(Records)
____________
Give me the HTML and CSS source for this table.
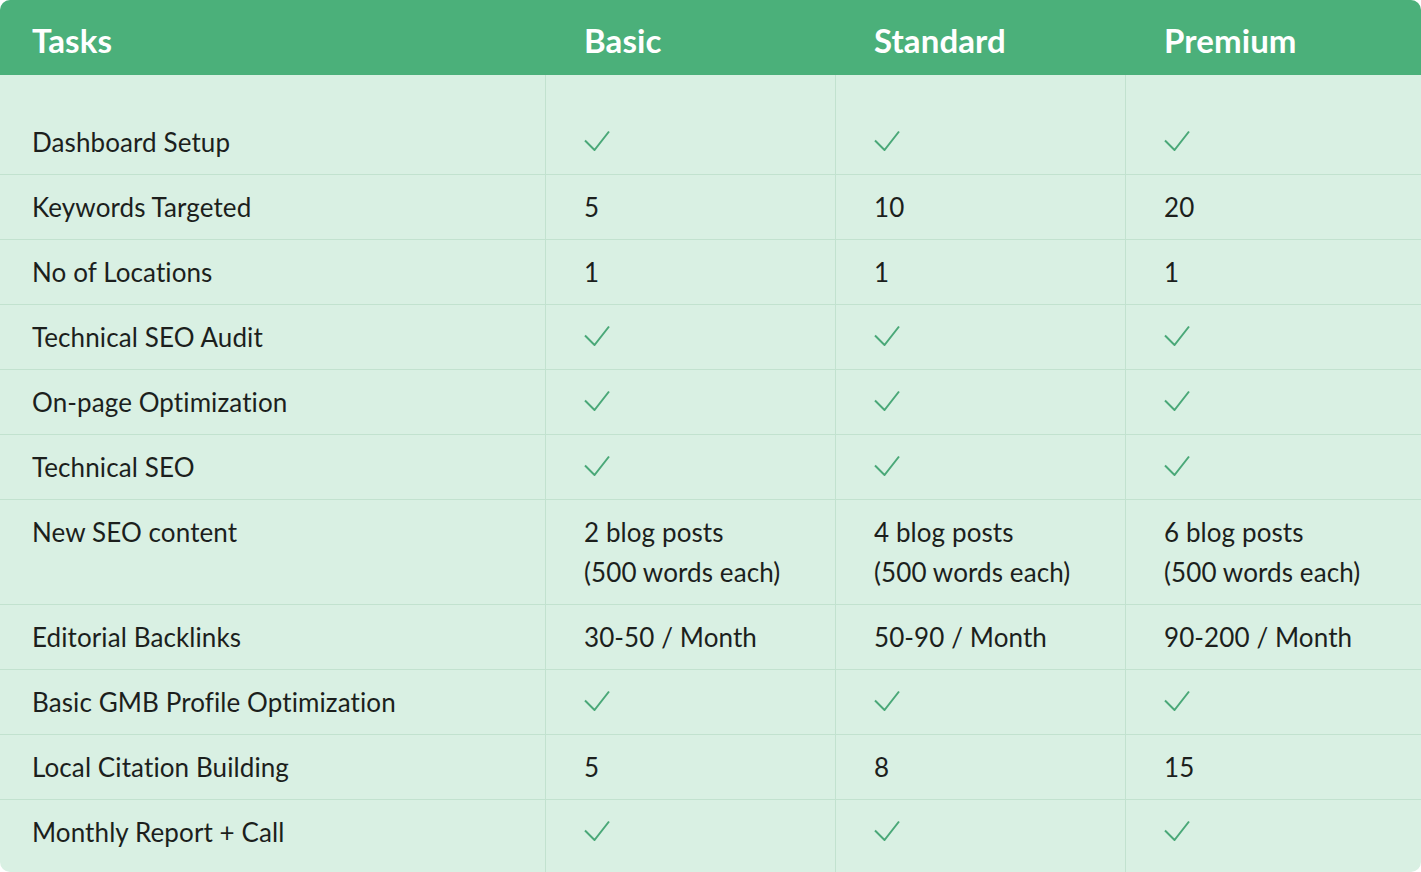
FILE: index.html
```html
<!DOCTYPE html>
<html>
<head>
<meta charset="utf-8">
<link rel="stylesheet" href="styles.css">
</head>
<body>
<div class="table">
  <div class="row head">
    <div class="cell">Tasks</div>
    <div class="cell">Basic</div>
    <div class="cell">Standard</div>
    <div class="cell">Premium</div>
  </div>
  <div class="row first">
    <div class="cell">Dashboard Setup</div>
    <div class="cell"><svg class="chk" viewBox="0 0 26 21"><path d="M1 10.5 L10.5 20 L25 1.5"/></svg></div>
    <div class="cell"><svg class="chk" viewBox="0 0 26 21"><path d="M1 10.5 L10.5 20 L25 1.5"/></svg></div>
    <div class="cell"><svg class="chk" viewBox="0 0 26 21"><path d="M1 10.5 L10.5 20 L25 1.5"/></svg></div>
  </div>
  <div class="row">
    <div class="cell">Keywords Targeted</div>
    <div class="cell">5</div>
    <div class="cell">10</div>
    <div class="cell">20</div>
  </div>
  <div class="row">
    <div class="cell">No of Locations</div>
    <div class="cell">1</div>
    <div class="cell">1</div>
    <div class="cell">1</div>
  </div>
  <div class="row">
    <div class="cell">Technical SEO Audit</div>
    <div class="cell"><svg class="chk" viewBox="0 0 26 21"><path d="M1 10.5 L10.5 20 L25 1.5"/></svg></div>
    <div class="cell"><svg class="chk" viewBox="0 0 26 21"><path d="M1 10.5 L10.5 20 L25 1.5"/></svg></div>
    <div class="cell"><svg class="chk" viewBox="0 0 26 21"><path d="M1 10.5 L10.5 20 L25 1.5"/></svg></div>
  </div>
  <div class="row">
    <div class="cell">On-page Optimization</div>
    <div class="cell"><svg class="chk" viewBox="0 0 26 21"><path d="M1 10.5 L10.5 20 L25 1.5"/></svg></div>
    <div class="cell"><svg class="chk" viewBox="0 0 26 21"><path d="M1 10.5 L10.5 20 L25 1.5"/></svg></div>
    <div class="cell"><svg class="chk" viewBox="0 0 26 21"><path d="M1 10.5 L10.5 20 L25 1.5"/></svg></div>
  </div>
  <div class="row">
    <div class="cell">Technical SEO</div>
    <div class="cell"><svg class="chk" viewBox="0 0 26 21"><path d="M1 10.5 L10.5 20 L25 1.5"/></svg></div>
    <div class="cell"><svg class="chk" viewBox="0 0 26 21"><path d="M1 10.5 L10.5 20 L25 1.5"/></svg></div>
    <div class="cell"><svg class="chk" viewBox="0 0 26 21"><path d="M1 10.5 L10.5 20 L25 1.5"/></svg></div>
  </div>
  <div class="row">
    <div class="cell">New SEO content</div>
    <div class="cell">2 blog posts<br>(500 words each)</div>
    <div class="cell">4 blog posts<br>(500 words each)</div>
    <div class="cell">6 blog posts<br>(500 words each)</div>
  </div>
  <div class="row">
    <div class="cell">Editorial Backlinks</div>
    <div class="cell">30-50 / Month</div>
    <div class="cell">50-90 / Month</div>
    <div class="cell">90-200 / Month</div>
  </div>
  <div class="row">
    <div class="cell">Basic GMB Profile Optimization</div>
    <div class="cell"><svg class="chk" viewBox="0 0 26 21"><path d="M1 10.5 L10.5 20 L25 1.5"/></svg></div>
    <div class="cell"><svg class="chk" viewBox="0 0 26 21"><path d="M1 10.5 L10.5 20 L25 1.5"/></svg></div>
    <div class="cell"><svg class="chk" viewBox="0 0 26 21"><path d="M1 10.5 L10.5 20 L25 1.5"/></svg></div>
  </div>
  <div class="row">
    <div class="cell">Local Citation Building</div>
    <div class="cell">5</div>
    <div class="cell">8</div>
    <div class="cell">15</div>
  </div>
  <div class="row last">
    <div class="cell">Monthly Report + Call</div>
    <div class="cell"><svg class="chk" viewBox="0 0 26 21"><path d="M1 10.5 L10.5 20 L25 1.5"/></svg></div>
    <div class="cell"><svg class="chk" viewBox="0 0 26 21"><path d="M1 10.5 L10.5 20 L25 1.5"/></svg></div>
    <div class="cell"><svg class="chk" viewBox="0 0 26 21"><path d="M1 10.5 L10.5 20 L25 1.5"/></svg></div>
  </div>
</div>
</body>
</html>
```
FILE: styles.css
```css
* { box-sizing: border-box; }
html, body { margin: 0; padding: 0; background: #ffffff; }
body {
  font-family: Lato, "Open Sans", sans-serif;
  color: #1c1f1d;
  width: 1421px;
  height: 872px;
  overflow: hidden;
}
.table {
  width: 1421px;
  height: 872px;
  background: #d9f0e3;
  border-radius: 10px;
  overflow: hidden;
}
.row {
  display: grid;
  grid-template-columns: 545px 290px 290px 1fr;
  border-bottom: 1px solid #c2e2cf;
}
.row .cell {
  font-size: 26px;
  letter-spacing: 0.1px;
  line-height: 40px;
  padding: 12px 0 12px 38px;
  min-height: 64px;
}
.row .cell:first-child { padding-left: 32px; }
.row .cell + .cell { border-left: 1px solid #c2e2cf; }
.row.head {
  background: #4bb07a;
  height: 75px;
  border-bottom: none;
}
.row.head .cell {
  color: #ffffff;
  font-size: 33px;
  font-weight: 700;
  line-height: 75px;
  padding-top: 3px;
  padding-bottom: 0;
  padding-left: 39px;
  border-left: none;
}
.row.head .cell:first-child { padding-left: 32px; }
.row.first .cell { padding-top: 47px; }
.row.last { border-bottom: none; }
.row.last .cell { padding-bottom: 20px; }
.chk {
  display: block;
  width: 26px;
  height: 21px;
  margin-top: 8px;
  margin-left: 0;
  fill: none;
  stroke: #4aa878;
  stroke-width: 2;
}
```
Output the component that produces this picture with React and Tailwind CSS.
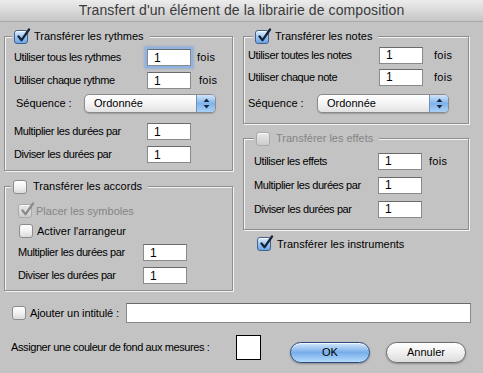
____________
# To be done:
Copy down every line of the material above that includes the string "this".

# In response:
Give me the HTML and CSS source for this table.
Output the component that produces this picture with React and Tailwind CSS.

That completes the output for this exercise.